After several of them break in, wreaking all manner of havoc, the weary guests begin to come apart at the seams. Perhaps feeling the need to amp up the strange, BURIAL GROUND takes a wild left turn as Michael and his mother comfort one another on a couch. “Mama, I can’t stand it anymore. Please let me stay close to you, Mama.” “Yes, dear… please forgive me for ever taking you to this horrible place.” “Of course, Mama.” After kissing her on both cheeks, then several times on the mouth, confusion settles in. What is he doing to his mother?
Whoa… wait a second. Where is that hand going?
Are they moaning? And why is she stroking his hair, clearly encouraging him?
“Oh, Mama. I love you so much.” “I used to feel near you. I used to touch you. When I was a baby, you always used to hold me to your breast.” Too late, she begins to realize what’s happening…
And his fiendish little hand digs deeper yet, earning him a vicious slap.
“What’s wrong?
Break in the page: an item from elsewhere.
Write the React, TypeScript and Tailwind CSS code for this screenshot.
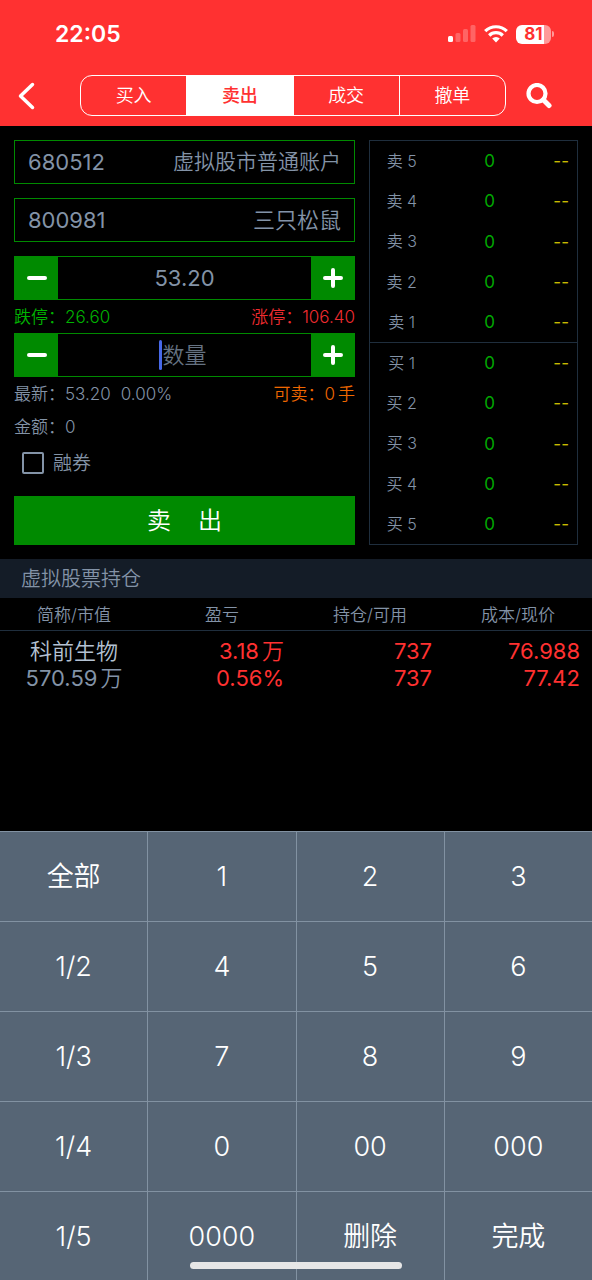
import { useState } from 'react';

const tabs = ['买入', '卖出', '成交', '撤单'];

const asks = ['5', '4', '3', '2', '1'];
const bids = ['1', '2', '3', '4', '5'];

const keys = [
  '全部', '1', '2', '3',
  '1/2', '4', '5', '6',
  '1/3', '7', '8', '9',
  '1/4', '0', '00', '000',
  '1/5', '0000', '删除', '完成',
];

function StatusBar() {
  return (
    <div className="flex h-[68px] items-center justify-between pr-[38px] pl-[55px]">
      <span className="text-[23px] font-semibold">22:05</span>
      <div className="flex items-center gap-2">
        <svg width="28" height="18" viewBox="0 0 28 18" fill="#fff">
          <rect x="0" y="11" width="5" height="6" rx="1.5" />
          <rect x="7.5" y="8" width="5" height="9" rx="1.5" opacity=".25" />
          <rect x="15" y="4" width="5" height="13" rx="1.5" opacity=".25" />
          <rect x="22.5" y="0" width="5" height="17" rx="1.5" opacity=".25" />
        </svg>
        <svg width="24" height="18" viewBox="0 0 24 18" fill="none" stroke="#fff" strokeWidth="3.2">
          <path d="M1.2 6.2a15.300 15.300 0 0 1 21.600 0" />
          <path d="M5.2 10.500a9.600 9.600 0 0 1 13.600 0" />
          <path d="M12 17.500l-3.800-3.900a5.400 5.400 0 0 1 7.600 0z" fill="#fff" stroke="none" />
        </svg>
        <div className="flex items-center gap-px">
          <div className="flex h-[19px] w-[35px] items-center justify-center rounded-md bg-linear-to-r from-white from-80% to-[#ff9a9a] to-80% text-[17px] leading-none font-bold text-[#ff3131]">
            81
          </div>
          <div className="h-[6px] w-[2px] rounded-r-full bg-[#ff9a9a]" />
        </div>
      </div>
    </div>
  );
}

function Stepper({ label, value, onChange, placeholder, caret }: any) {
  const step = (d: number) => onChange(String(Math.max(0, Number(value || 0) + d)));
  return (
    <div className="flex h-11 border border-[#008a00]">
      <button aria-label={`${label}减`} onClick={() => step(-1)} className="flex w-[43px] items-center justify-center bg-[#008a00]">
        <svg width="20" height="20" viewBox="0 0 20 20" stroke="#fff" strokeWidth="4" strokeLinecap="round">
          <path d="M2 10h16" />
        </svg>
      </button>
      <div className="relative min-w-0 flex-1">
        <input
          aria-label={label}
          value={value}
          placeholder={placeholder}
          onChange={(e) => onChange(e.target.value)}
          className="h-full w-full bg-transparent text-center text-[22px] font-normal outline-none placeholder:font-[350] placeholder:text-[#657282]"
        />
        {caret && <span className="absolute top-[6px] left-1/2 -ml-[26px] h-[30px] w-[3px] rounded-full bg-[#4869e8]" />}
      </div>
      <button aria-label={`${label}加`} onClick={() => step(1)} className="flex w-[43px] items-center justify-center bg-[#008a00]">
        <svg width="20" height="20" viewBox="0 0 20 20" stroke="#fff" strokeWidth="4" strokeLinecap="round">
          <path d="M2 10h16M10 2v16" />
        </svg>
      </button>
    </div>
  );
}

function Quote({ side, levels }: { side: string; levels: string[] }) {
  return (
    <tbody>
      {levels.map((n) => (
        <tr key={n} className="h-10">
          <td className="w-[64px] text-center text-base">{side} {n}</td>
          <td className="pt-0.5 text-center font-normal text-[#00a800]">0</td>
          <td className="w-8 pt-0.5 pr-2 text-right font-normal text-[#c8ba00]">--</td>
        </tr>
      ))}
    </tbody>
  );
}

// number followed by its unit, with a narrow gap
function Unit({ value, unit }: { value: string; unit: string }) {
  return (
    <span className="inline-flex items-baseline gap-[3px]">
      <span>{value}</span>
      <span className="font-[350]">{unit}</span>
    </span>
  );
}

export default function App() {
  const [tab, setTab] = useState('卖出');
  const [price, setPrice] = useState('53.20');
  const [amount, setAmount] = useState('');

  const press = (key: string) => {
    if (key === '删除') setAmount(amount.slice(0, -1));
    else if (/^\d+$/.test(key)) setAmount(amount + key);
  };

  return (
    <div className="flex min-h-screen flex-col bg-black font-['Inter','Noto_Sans_CJK_SC',sans-serif] font-[350] text-[#8393a7]">
      <header className="h-[126px] bg-[#ff3131] text-white">
        <StatusBar />
        <div className="flex items-center pt-[7px] pr-10 pl-[18px]">
          <button aria-label="返回" className="w-[62px]">
            <svg width="18" height="28" viewBox="0 0 18 28" fill="none" stroke="#fff" strokeWidth="3.5" strokeLinecap="round" strokeLinejoin="round">
              <path d="M14.5 2.5L2.5 14l12 11.5" />
            </svg>
          </button>
          <nav className="flex h-[41px] flex-1 divide-x divide-white overflow-hidden rounded-xl border border-white">
            {tabs.map((t) => (
              <button
                key={t}
                onClick={() => setTab(t)}
                className={t === tab ? 'flex-1 bg-white text-lg font-medium text-[#ff3131]' : 'flex-1 text-lg'}
              >
                {t}
              </button>
            ))}
          </nav>
          <button aria-label="搜索" className="ml-5">
            <svg width="26" height="26" viewBox="0 0 26 26" fill="none" stroke="#fff">
              <circle cx="11" cy="10.5" r="8.5" strokeWidth="4.2" />
              <path d="M17.5 17l5.5 5.5" strokeWidth="5" strokeLinecap="round" />
            </svg>
          </button>
        </div>
      </header>

      <main className="flex gap-[14px] p-[14px]">
        <section className="flex flex-[341] flex-col">
          <button className="flex h-11 items-center justify-between border border-[#008a00] px-[13px] text-[21px]">
            <span className="text-[22px] font-normal">680512</span>
            <span>虚拟股市普通账户</span>
          </button>
          <label className="my-[14px] flex h-11 items-center justify-between border border-[#008a00] px-[13px] text-[22px]">
            <input aria-label="股票代码" defaultValue="800981" className="w-[120px] bg-transparent font-normal outline-none" />
            <span>三只松鼠</span>
          </label>

          <Stepper label="价格" value={price} onChange={setPrice} />
          <div className="flex h-[33px] items-center justify-between pt-[3px] text-[17px]">
            <span className="text-[#00b400]">跌停：26.60</span>
            <span className="text-[#f02c30]">涨停：106.40</span>
          </div>
          <Stepper label="数量" value={amount} onChange={setAmount} placeholder="数量" caret={!amount} />
          <div className="flex h-[33px] items-center justify-between pt-[3px] text-[17px]">
            <span className="flex gap-[10px]">
              <span>最新：53.20</span>
              <span>0.00%</span>
            </span>
            <span className="text-[#f06800]">
              可卖：<Unit value="0" unit="手" />
            </span>
          </div>
          <div className="flex h-[33px] items-center pt-[3px] text-[17px]">金额：0</div>
          <label className="ml-2 flex h-10 items-center gap-[9px] text-[19px]">
            <input type="checkbox" className="size-[22px] appearance-none rounded-[2px] border-2 border-[#8393a7] checked:bg-[#8393a7]" />
            <span className="pt-[3px]">融券</span>
          </label>
          <button className="mt-[13px] h-[49px] bg-[#008a00] text-2xl whitespace-pre text-white">卖{'    '}出</button>
        </section>

        <div className="flex-[209]">
          <table className="h-full w-full table-fixed border border-[#1f2e3d] text-[17px] [&>tbody+tbody]:border-t [&>tbody+tbody]:border-[#1f2e3d]">
            <Quote side="卖" levels={asks} />
            <Quote side="买" levels={bids} />
          </table>
        </div>
      </main>

      <h2 className="flex h-[39px] items-center bg-[#141c27] pl-[21px] text-[20px] font-[350]">虚拟股票持仓</h2>
      <table className="w-full table-fixed text-[22px] leading-[27px]">
        <thead>
          <tr className="h-8 border-b border-[#1f2e3d] text-[17px]">
            <th className="pt-[3px] font-[350]">简称/市值</th>
            <th className="pt-[3px] font-[350]">盈亏</th>
            <th className="pt-[3px] font-[350]">持仓/可用</th>
            <th className="pt-[3px] font-[350]">成本/现价</th>
          </tr>
        </thead>
        <tbody>
          <tr className="text-right font-normal text-[#ff3131]">
            <td className="pt-[7px] text-center text-[#8393a7]">
              <div className="font-[350] text-[#b4c2d3]">科前生物</div>
              <div><Unit value="570.59" unit="万" /></div>
            </td>
            <td className="pt-[7px] pr-3">
              <div><Unit value="3.18" unit="万" /></div>
              <div>0.56%</div>
            </td>
            <td className="pt-[7px] pr-3">
              <div>737</div>
              <div>737</div>
            </td>
            <td className="pt-[7px] pr-3">
              <div>76.988</div>
              <div>77.42</div>
            </td>
          </tr>
        </tbody>
      </table>

      <div className="relative mt-auto grid grid-cols-4 grid-rows-[repeat(4,89px)_88px] gap-px bg-[#8292a2] pt-px">
        {keys.map((k) => (
          <button key={k} onClick={() => press(k)} className="bg-[#566575] pt-0.5 text-[27px] text-white">
            {k}
          </button>
        ))}
        <div className="pointer-events-none absolute bottom-[11px] left-1/2 h-[7px] w-[212px] -translate-x-1/2 rounded-full bg-[#e6e6e6]" />
      </div>
    </div>
  );
}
I’m your son!”  Uh… just pinch yourself, check your bearings and keep repeating, “It’s only a movie, It’s only a movie”.
If you’re confused or the least bit traumatized reading this, imagine my reaction when I first saw this at the age of twelve… with my mother, brother and step-family (two brothers, a sister and their father). The next time it was my turn to pick at the video store, my step-father had taken a good, long look at my choice. I think he wanted to be sure I hadn’t wound up with another one of those “eye-talian jobs”, as he so thoughtfully put it.
BURIAL GROUND had bombarded and corrupted my adolescent psyche with thoughts undreamed of, with fears unworldly… and desires unfathomable. Um, just kidding.  I hope you can take some comfort in the knowledge that I only like my mom "as a friend". (shudders)
Though I wish I could promise that director Andrea Bianchi had halted this inexplicable Freudian entanglement right then and there, I cannot. Poor pretty Evelyn, whose only crime was lookin’ good, is not out of the woods yet. And neither are the rest of them, for the dead in BURIAL GROUND march to their own drummer -- weaving a nightmare so dreadful, so apocalyptic, it becomes almost biblically cryptic in it’s hopelessness.